● TASK TO CARRY OUT:
Strip the pictures and reproduce the rest of the listing exactly.

● SUPPLIED INFORMATION:
★ ★ ★ ★ ★ ★ ★

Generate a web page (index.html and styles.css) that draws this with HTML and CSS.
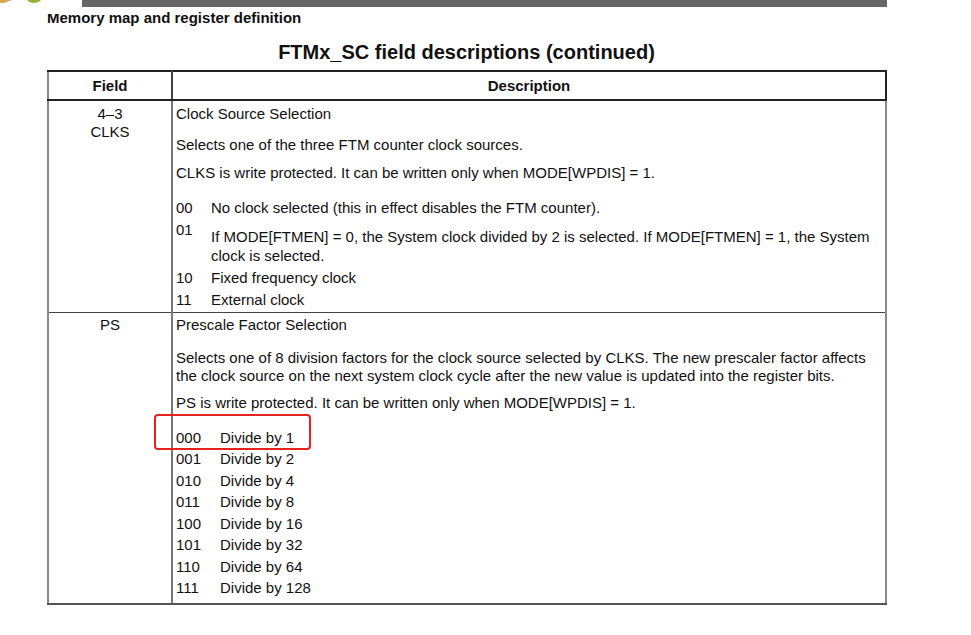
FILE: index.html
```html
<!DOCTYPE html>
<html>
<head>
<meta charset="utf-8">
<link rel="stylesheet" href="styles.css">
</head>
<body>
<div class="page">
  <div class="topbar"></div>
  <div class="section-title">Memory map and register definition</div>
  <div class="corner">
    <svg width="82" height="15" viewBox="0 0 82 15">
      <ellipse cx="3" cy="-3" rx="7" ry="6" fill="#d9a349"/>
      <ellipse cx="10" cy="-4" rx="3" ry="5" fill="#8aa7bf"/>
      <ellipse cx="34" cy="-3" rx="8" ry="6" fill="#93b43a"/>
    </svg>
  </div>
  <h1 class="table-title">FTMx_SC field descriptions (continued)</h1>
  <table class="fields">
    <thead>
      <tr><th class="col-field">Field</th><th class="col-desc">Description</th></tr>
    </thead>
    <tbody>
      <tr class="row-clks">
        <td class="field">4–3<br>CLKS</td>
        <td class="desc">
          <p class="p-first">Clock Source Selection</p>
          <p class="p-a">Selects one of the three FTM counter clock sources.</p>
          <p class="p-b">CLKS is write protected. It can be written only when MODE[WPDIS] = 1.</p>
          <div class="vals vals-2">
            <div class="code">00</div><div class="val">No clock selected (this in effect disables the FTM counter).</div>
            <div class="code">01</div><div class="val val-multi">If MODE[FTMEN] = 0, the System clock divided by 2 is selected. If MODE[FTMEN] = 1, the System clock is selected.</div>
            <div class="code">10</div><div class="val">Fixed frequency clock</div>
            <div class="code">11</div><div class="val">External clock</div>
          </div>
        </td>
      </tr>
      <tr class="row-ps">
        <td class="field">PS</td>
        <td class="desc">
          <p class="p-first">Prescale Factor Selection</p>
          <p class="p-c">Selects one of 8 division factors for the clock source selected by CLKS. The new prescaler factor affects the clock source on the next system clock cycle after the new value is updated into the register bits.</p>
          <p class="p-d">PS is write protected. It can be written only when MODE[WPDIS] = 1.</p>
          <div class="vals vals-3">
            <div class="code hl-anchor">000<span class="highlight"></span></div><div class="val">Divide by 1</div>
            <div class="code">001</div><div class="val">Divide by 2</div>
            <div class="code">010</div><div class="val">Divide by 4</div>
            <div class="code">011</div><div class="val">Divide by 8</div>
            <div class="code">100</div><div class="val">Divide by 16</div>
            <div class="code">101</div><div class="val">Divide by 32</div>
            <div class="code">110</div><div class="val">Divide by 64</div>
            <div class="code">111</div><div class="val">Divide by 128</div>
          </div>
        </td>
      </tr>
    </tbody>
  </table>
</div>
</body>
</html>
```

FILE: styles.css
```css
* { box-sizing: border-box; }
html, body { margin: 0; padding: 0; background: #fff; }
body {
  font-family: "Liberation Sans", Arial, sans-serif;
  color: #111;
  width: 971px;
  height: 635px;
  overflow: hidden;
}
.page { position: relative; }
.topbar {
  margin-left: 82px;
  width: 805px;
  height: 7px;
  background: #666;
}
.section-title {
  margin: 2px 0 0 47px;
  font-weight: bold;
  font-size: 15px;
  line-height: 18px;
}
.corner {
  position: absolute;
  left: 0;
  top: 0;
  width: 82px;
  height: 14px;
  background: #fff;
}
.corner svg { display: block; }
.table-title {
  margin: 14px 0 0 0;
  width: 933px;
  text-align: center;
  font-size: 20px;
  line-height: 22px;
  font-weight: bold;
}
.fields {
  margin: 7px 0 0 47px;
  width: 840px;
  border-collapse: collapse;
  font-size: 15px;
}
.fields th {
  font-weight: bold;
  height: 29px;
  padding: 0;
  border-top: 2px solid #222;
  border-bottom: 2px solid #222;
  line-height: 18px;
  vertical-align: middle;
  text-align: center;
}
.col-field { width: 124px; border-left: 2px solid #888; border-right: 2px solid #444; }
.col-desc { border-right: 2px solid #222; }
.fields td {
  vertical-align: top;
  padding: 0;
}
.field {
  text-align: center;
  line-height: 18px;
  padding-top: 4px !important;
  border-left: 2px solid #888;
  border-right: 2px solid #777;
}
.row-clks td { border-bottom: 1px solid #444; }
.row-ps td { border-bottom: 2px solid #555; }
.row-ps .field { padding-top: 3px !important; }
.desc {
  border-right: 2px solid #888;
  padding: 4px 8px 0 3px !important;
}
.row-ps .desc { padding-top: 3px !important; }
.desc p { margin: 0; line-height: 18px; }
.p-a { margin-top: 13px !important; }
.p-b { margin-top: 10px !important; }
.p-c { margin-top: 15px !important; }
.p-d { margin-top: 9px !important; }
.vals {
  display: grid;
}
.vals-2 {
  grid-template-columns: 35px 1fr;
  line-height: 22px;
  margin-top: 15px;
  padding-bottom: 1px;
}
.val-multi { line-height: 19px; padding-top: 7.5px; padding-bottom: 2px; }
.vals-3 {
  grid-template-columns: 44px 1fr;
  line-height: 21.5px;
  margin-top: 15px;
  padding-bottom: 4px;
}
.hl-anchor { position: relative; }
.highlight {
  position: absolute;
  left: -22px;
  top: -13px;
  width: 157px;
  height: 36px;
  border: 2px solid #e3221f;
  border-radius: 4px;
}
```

★ ★ ★ ★ ★ ★ ★

● TASK SOLUTION:
Generate a web page (index.html and styles.css) that draws this with HTML and CSS.
FILE: index.html
```html
<!DOCTYPE html>
<html>
<head>
<meta charset="utf-8">
<link rel="stylesheet" href="styles.css">
</head>
<body>
<div class="page">
  <div class="topbar"></div>
  <div class="section-title">Memory map and register definition</div>
  <div class="corner">
    <svg width="82" height="15" viewBox="0 0 82 15">
      <ellipse cx="3" cy="-3" rx="7" ry="6" fill="#d9a349"/>
      <ellipse cx="10" cy="-4" rx="3" ry="5" fill="#8aa7bf"/>
      <ellipse cx="34" cy="-3" rx="8" ry="6" fill="#93b43a"/>
    </svg>
  </div>
  <h1 class="table-title">FTMx_SC field descriptions (continued)</h1>
  <table class="fields">
    <thead>
      <tr><th class="col-field">Field</th><th class="col-desc">Description</th></tr>
    </thead>
    <tbody>
      <tr class="row-clks">
        <td class="field">4–3<br>CLKS</td>
        <td class="desc">
          <p class="p-first">Clock Source Selection</p>
          <p class="p-a">Selects one of the three FTM counter clock sources.</p>
          <p class="p-b">CLKS is write protected. It can be written only when MODE[WPDIS] = 1.</p>
          <div class="vals vals-2">
            <div class="code">00</div><div class="val">No clock selected (this in effect disables the FTM counter).</div>
            <div class="code">01</div><div class="val val-multi">If MODE[FTMEN] = 0, the System clock divided by 2 is selected. If MODE[FTMEN] = 1, the System clock is selected.</div>
            <div class="code">10</div><div class="val">Fixed frequency clock</div>
            <div class="code">11</div><div class="val">External clock</div>
          </div>
        </td>
      </tr>
      <tr class="row-ps">
        <td class="field">PS</td>
        <td class="desc">
          <p class="p-first">Prescale Factor Selection</p>
          <p class="p-c">Selects one of 8 division factors for the clock source selected by CLKS. The new prescaler factor affects the clock source on the next system clock cycle after the new value is updated into the register bits.</p>
          <p class="p-d">PS is write protected. It can be written only when MODE[WPDIS] = 1.</p>
          <div class="vals vals-3">
            <div class="code hl-anchor">000<span class="highlight"></span></div><div class="val">Divide by 1</div>
            <div class="code">001</div><div class="val">Divide by 2</div>
            <div class="code">010</div><div class="val">Divide by 4</div>
            <div class="code">011</div><div class="val">Divide by 8</div>
            <div class="code">100</div><div class="val">Divide by 16</div>
            <div class="code">101</div><div class="val">Divide by 32</div>
            <div class="code">110</div><div class="val">Divide by 64</div>
            <div class="code">111</div><div class="val">Divide by 128</div>
          </div>
        </td>
      </tr>
    </tbody>
  </table>
</div>
</body>
</html>
```

FILE: styles.css
```css
* { box-sizing: border-box; }
html, body { margin: 0; padding: 0; background: #fff; }
body {
  font-family: "Liberation Sans", Arial, sans-serif;
  color: #111;
  width: 971px;
  height: 635px;
  overflow: hidden;
}
.page { position: relative; }
.topbar {
  margin-left: 82px;
  width: 805px;
  height: 7px;
  background: #666;
}
.section-title {
  margin: 2px 0 0 47px;
  font-weight: bold;
  font-size: 15px;
  line-height: 18px;
}
.corner {
  position: absolute;
  left: 0;
  top: 0;
  width: 82px;
  height: 14px;
  background: #fff;
}
.corner svg { display: block; }
.table-title {
  margin: 14px 0 0 0;
  width: 933px;
  text-align: center;
  font-size: 20px;
  line-height: 22px;
  font-weight: bold;
}
.fields {
  margin: 7px 0 0 47px;
  width: 840px;
  border-collapse: collapse;
  font-size: 15px;
}
.fields th {
  font-weight: bold;
  height: 29px;
  padding: 0;
  border-top: 2px solid #222;
  border-bottom: 2px solid #222;
  line-height: 18px;
  vertical-align: middle;
  text-align: center;
}
.col-field { width: 124px; border-left: 2px solid #888; border-right: 2px solid #444; }
.col-desc { border-right: 2px solid #222; }
.fields td {
  vertical-align: top;
  padding: 0;
}
.field {
  text-align: center;
  line-height: 18px;
  padding-top: 4px !important;
  border-left: 2px solid #888;
  border-right: 2px solid #777;
}
.row-clks td { border-bottom: 1px solid #444; }
.row-ps td { border-bottom: 2px solid #555; }
.row-ps .field { padding-top: 3px !important; }
.desc {
  border-right: 2px solid #888;
  padding: 4px 8px 0 3px !important;
}
.row-ps .desc { padding-top: 3px !important; }
.desc p { margin: 0; line-height: 18px; }
.p-a { margin-top: 13px !important; }
.p-b { margin-top: 10px !important; }
.p-c { margin-top: 15px !important; }
.p-d { margin-top: 9px !important; }
.vals {
  display: grid;
}
.vals-2 {
  grid-template-columns: 35px 1fr;
  line-height: 22px;
  margin-top: 15px;
  padding-bottom: 1px;
}
.val-multi { line-height: 19px; padding-top: 7.5px; padding-bottom: 2px; }
.vals-3 {
  grid-template-columns: 44px 1fr;
  line-height: 21.5px;
  margin-top: 15px;
  padding-bottom: 4px;
}
.hl-anchor { position: relative; }
.highlight {
  position: absolute;
  left: -22px;
  top: -13px;
  width: 157px;
  height: 36px;
  border: 2px solid #e3221f;
  border-radius: 4px;
}
```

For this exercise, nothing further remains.